Recorded data
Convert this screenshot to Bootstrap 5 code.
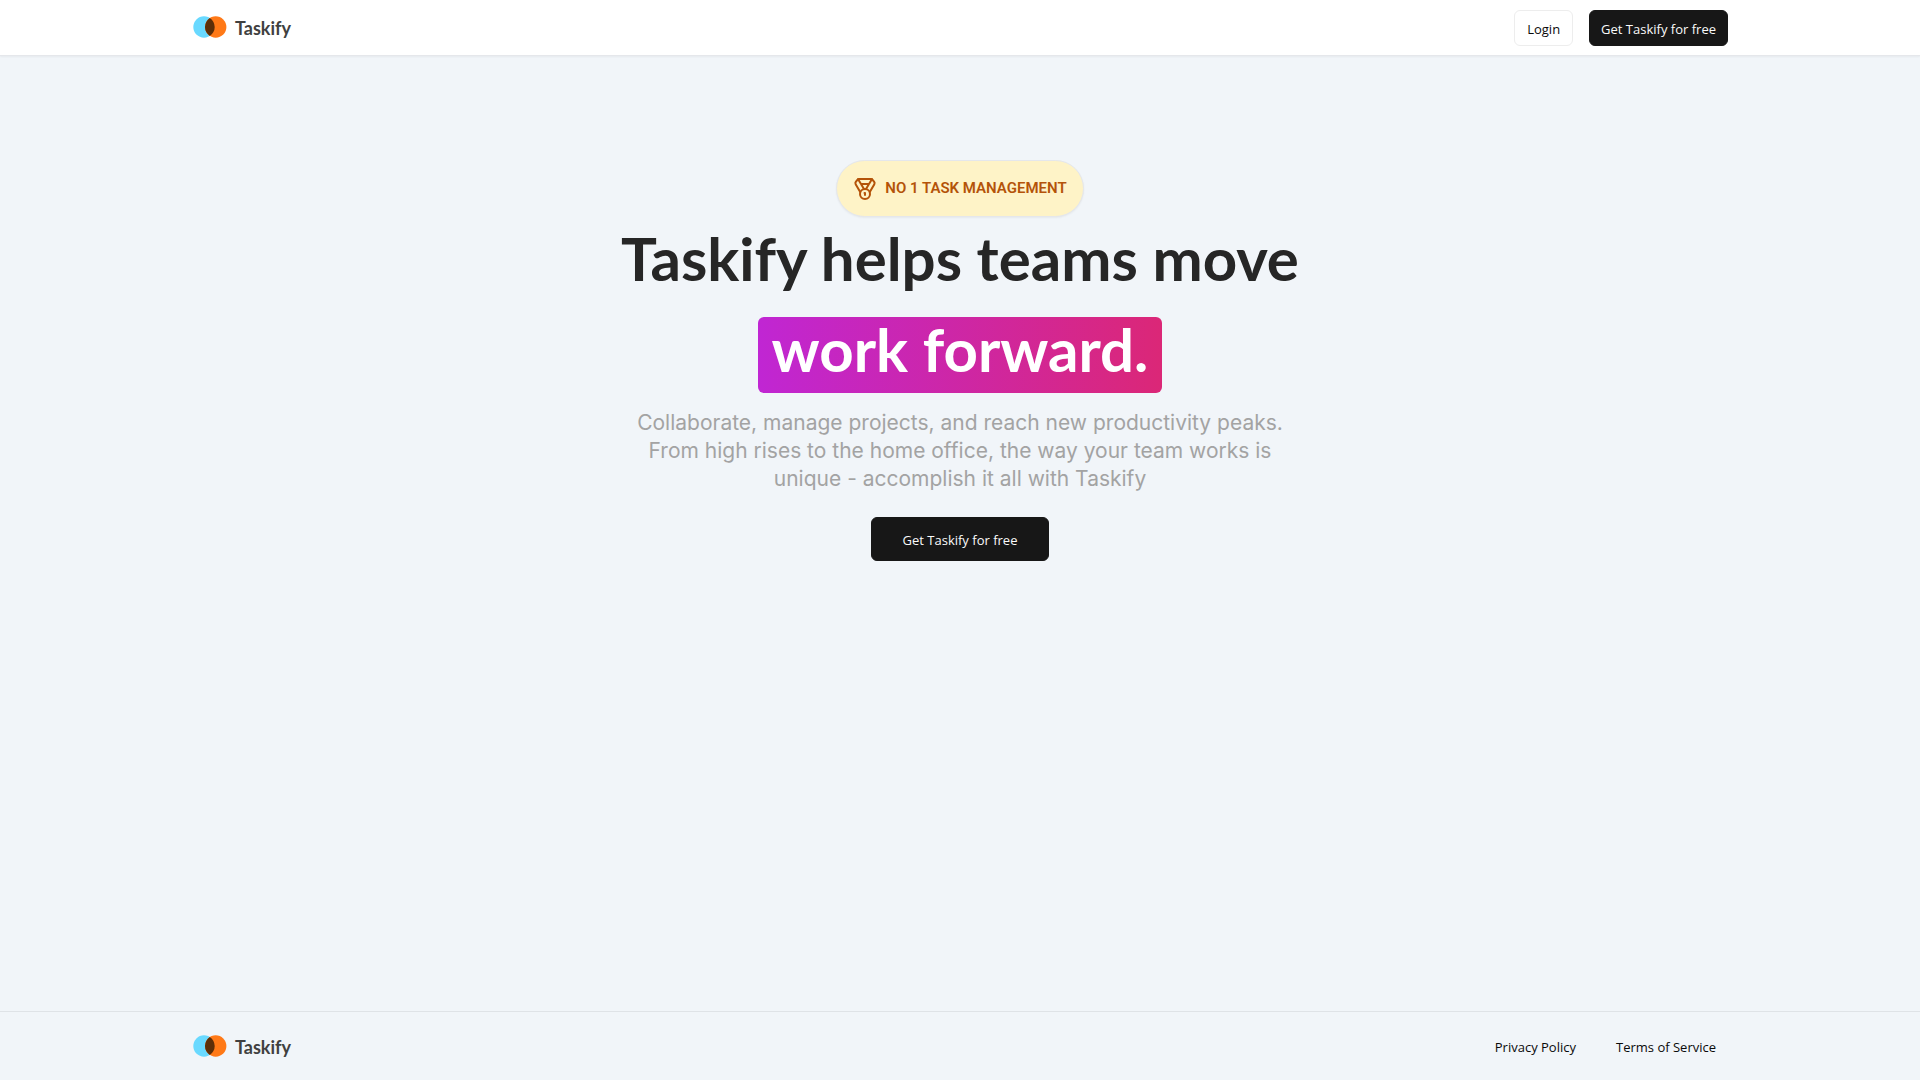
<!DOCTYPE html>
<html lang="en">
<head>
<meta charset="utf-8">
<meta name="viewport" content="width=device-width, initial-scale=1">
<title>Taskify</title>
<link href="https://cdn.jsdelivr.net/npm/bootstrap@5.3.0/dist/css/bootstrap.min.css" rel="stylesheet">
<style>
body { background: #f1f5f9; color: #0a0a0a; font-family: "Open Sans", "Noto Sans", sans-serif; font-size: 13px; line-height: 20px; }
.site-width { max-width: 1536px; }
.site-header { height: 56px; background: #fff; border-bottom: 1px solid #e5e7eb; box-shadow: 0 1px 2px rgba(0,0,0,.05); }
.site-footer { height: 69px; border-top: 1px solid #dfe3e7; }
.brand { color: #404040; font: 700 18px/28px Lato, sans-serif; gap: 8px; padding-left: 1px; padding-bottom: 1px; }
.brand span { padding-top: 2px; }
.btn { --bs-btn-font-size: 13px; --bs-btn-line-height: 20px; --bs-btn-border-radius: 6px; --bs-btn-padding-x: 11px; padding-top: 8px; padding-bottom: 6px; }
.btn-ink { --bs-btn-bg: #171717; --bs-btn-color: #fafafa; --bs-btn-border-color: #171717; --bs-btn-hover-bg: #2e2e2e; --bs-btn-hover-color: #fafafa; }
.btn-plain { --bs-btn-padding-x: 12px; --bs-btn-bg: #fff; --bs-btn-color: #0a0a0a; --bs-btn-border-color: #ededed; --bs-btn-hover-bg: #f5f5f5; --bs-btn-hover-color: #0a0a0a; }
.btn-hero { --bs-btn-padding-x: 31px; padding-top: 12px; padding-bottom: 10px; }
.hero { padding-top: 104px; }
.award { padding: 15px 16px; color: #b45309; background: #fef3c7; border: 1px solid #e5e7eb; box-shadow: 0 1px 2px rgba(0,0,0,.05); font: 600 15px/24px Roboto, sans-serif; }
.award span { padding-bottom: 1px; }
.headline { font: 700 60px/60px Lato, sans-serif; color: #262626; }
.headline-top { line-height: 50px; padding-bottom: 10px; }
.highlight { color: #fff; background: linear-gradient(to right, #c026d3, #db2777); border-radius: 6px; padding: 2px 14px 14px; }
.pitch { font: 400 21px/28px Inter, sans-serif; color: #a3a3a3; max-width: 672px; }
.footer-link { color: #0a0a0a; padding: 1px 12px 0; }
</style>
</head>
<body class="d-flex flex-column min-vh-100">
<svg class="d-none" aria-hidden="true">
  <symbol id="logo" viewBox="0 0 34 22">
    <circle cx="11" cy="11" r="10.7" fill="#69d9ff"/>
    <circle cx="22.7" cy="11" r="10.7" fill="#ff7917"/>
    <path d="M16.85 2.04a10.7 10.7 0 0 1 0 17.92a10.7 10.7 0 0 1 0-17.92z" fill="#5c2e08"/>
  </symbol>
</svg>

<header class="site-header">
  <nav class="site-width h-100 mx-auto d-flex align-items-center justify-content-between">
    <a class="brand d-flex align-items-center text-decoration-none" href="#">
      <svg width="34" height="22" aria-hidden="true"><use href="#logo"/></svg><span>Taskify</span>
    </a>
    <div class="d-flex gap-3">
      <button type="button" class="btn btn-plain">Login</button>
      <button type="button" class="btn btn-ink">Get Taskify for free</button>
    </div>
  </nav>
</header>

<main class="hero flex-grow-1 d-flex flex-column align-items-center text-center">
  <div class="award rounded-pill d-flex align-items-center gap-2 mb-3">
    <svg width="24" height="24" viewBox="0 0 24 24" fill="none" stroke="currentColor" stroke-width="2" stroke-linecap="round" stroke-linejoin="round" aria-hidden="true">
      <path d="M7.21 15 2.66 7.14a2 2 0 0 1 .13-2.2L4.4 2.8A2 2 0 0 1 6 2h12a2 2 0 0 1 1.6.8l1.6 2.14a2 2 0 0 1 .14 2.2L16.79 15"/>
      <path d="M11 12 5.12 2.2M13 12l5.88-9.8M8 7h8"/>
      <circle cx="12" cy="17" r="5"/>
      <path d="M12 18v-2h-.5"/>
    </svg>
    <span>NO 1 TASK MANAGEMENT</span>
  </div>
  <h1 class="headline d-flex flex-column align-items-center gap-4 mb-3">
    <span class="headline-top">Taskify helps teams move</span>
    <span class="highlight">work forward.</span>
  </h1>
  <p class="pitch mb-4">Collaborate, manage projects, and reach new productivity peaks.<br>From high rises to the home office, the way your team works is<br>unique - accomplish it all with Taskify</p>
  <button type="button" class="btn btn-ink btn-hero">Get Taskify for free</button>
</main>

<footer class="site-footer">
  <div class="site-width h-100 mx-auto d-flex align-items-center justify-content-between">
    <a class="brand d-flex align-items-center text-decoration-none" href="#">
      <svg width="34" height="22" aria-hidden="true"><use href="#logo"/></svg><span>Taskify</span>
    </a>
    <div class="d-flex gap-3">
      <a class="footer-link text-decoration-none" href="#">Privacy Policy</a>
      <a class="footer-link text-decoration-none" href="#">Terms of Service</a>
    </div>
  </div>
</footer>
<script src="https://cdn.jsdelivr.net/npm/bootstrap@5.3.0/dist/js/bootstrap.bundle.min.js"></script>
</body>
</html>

Requirement
In your copy of the listing above, reproduce each line exactly and omit all pictures.

Finished task
Convert this screenshot to Bootstrap 5 code.
<!DOCTYPE html>
<html lang="en">
<head>
<meta charset="utf-8">
<meta name="viewport" content="width=device-width, initial-scale=1">
<title>Taskify</title>
<link href="https://cdn.jsdelivr.net/npm/bootstrap@5.3.0/dist/css/bootstrap.min.css" rel="stylesheet">
<style>
body { background: #f1f5f9; color: #0a0a0a; font-family: "Open Sans", "Noto Sans", sans-serif; font-size: 13px; line-height: 20px; }
.site-width { max-width: 1536px; }
.site-header { height: 56px; background: #fff; border-bottom: 1px solid #e5e7eb; box-shadow: 0 1px 2px rgba(0,0,0,.05); }
.site-footer { height: 69px; border-top: 1px solid #dfe3e7; }
.brand { color: #404040; font: 700 18px/28px Lato, sans-serif; gap: 8px; padding-left: 1px; padding-bottom: 1px; }
.brand span { padding-top: 2px; }
.btn { --bs-btn-font-size: 13px; --bs-btn-line-height: 20px; --bs-btn-border-radius: 6px; --bs-btn-padding-x: 11px; padding-top: 8px; padding-bottom: 6px; }
.btn-ink { --bs-btn-bg: #171717; --bs-btn-color: #fafafa; --bs-btn-border-color: #171717; --bs-btn-hover-bg: #2e2e2e; --bs-btn-hover-color: #fafafa; }
.btn-plain { --bs-btn-padding-x: 12px; --bs-btn-bg: #fff; --bs-btn-color: #0a0a0a; --bs-btn-border-color: #ededed; --bs-btn-hover-bg: #f5f5f5; --bs-btn-hover-color: #0a0a0a; }
.btn-hero { --bs-btn-padding-x: 31px; padding-top: 12px; padding-bottom: 10px; }
.hero { padding-top: 104px; }
.award { padding: 15px 16px; color: #b45309; background: #fef3c7; border: 1px solid #e5e7eb; box-shadow: 0 1px 2px rgba(0,0,0,.05); font: 600 15px/24px Roboto, sans-serif; }
.award span { padding-bottom: 1px; }
.headline { font: 700 60px/60px Lato, sans-serif; color: #262626; }
.headline-top { line-height: 50px; padding-bottom: 10px; }
.highlight { color: #fff; background: linear-gradient(to right, #c026d3, #db2777); border-radius: 6px; padding: 2px 14px 14px; }
.pitch { font: 400 21px/28px Inter, sans-serif; color: #a3a3a3; max-width: 672px; }
.footer-link { color: #0a0a0a; padding: 1px 12px 0; }
</style>
</head>
<body class="d-flex flex-column min-vh-100">
<svg class="d-none" aria-hidden="true">
  <symbol id="logo" viewBox="0 0 34 22">
    <circle cx="11" cy="11" r="10.7" fill="#69d9ff"/>
    <circle cx="22.7" cy="11" r="10.7" fill="#ff7917"/>
    <path d="M16.85 2.04a10.7 10.7 0 0 1 0 17.92a10.7 10.7 0 0 1 0-17.92z" fill="#5c2e08"/>
  </symbol>
</svg>

<header class="site-header">
  <nav class="site-width h-100 mx-auto d-flex align-items-center justify-content-between">
    <a class="brand d-flex align-items-center text-decoration-none" href="#">
      <svg width="34" height="22" aria-hidden="true"><use href="#logo"/></svg><span>Taskify</span>
    </a>
    <div class="d-flex gap-3">
      <button type="button" class="btn btn-plain">Login</button>
      <button type="button" class="btn btn-ink">Get Taskify for free</button>
    </div>
  </nav>
</header>

<main class="hero flex-grow-1 d-flex flex-column align-items-center text-center">
  <div class="award rounded-pill d-flex align-items-center gap-2 mb-3">
    <svg width="24" height="24" viewBox="0 0 24 24" fill="none" stroke="currentColor" stroke-width="2" stroke-linecap="round" stroke-linejoin="round" aria-hidden="true">
      <path d="M7.21 15 2.66 7.14a2 2 0 0 1 .13-2.2L4.4 2.8A2 2 0 0 1 6 2h12a2 2 0 0 1 1.6.8l1.6 2.14a2 2 0 0 1 .14 2.2L16.79 15"/>
      <path d="M11 12 5.12 2.2M13 12l5.88-9.8M8 7h8"/>
      <circle cx="12" cy="17" r="5"/>
      <path d="M12 18v-2h-.5"/>
    </svg>
    <span>NO 1 TASK MANAGEMENT</span>
  </div>
  <h1 class="headline d-flex flex-column align-items-center gap-4 mb-3">
    <span class="headline-top">Taskify helps teams move</span>
    <span class="highlight">work forward.</span>
  </h1>
  <p class="pitch mb-4">Collaborate, manage projects, and reach new productivity peaks.<br>From high rises to the home office, the way your team works is<br>unique - accomplish it all with Taskify</p>
  <button type="button" class="btn btn-ink btn-hero">Get Taskify for free</button>
</main>

<footer class="site-footer">
  <div class="site-width h-100 mx-auto d-flex align-items-center justify-content-between">
    <a class="brand d-flex align-items-center text-decoration-none" href="#">
      <svg width="34" height="22" aria-hidden="true"><use href="#logo"/></svg><span>Taskify</span>
    </a>
    <div class="d-flex gap-3">
      <a class="footer-link text-decoration-none" href="#">Privacy Policy</a>
      <a class="footer-link text-decoration-none" href="#">Terms of Service</a>
    </div>
  </div>
</footer>
<script src="https://cdn.jsdelivr.net/npm/bootstrap@5.3.0/dist/js/bootstrap.bundle.min.js"></script>
</body>
</html>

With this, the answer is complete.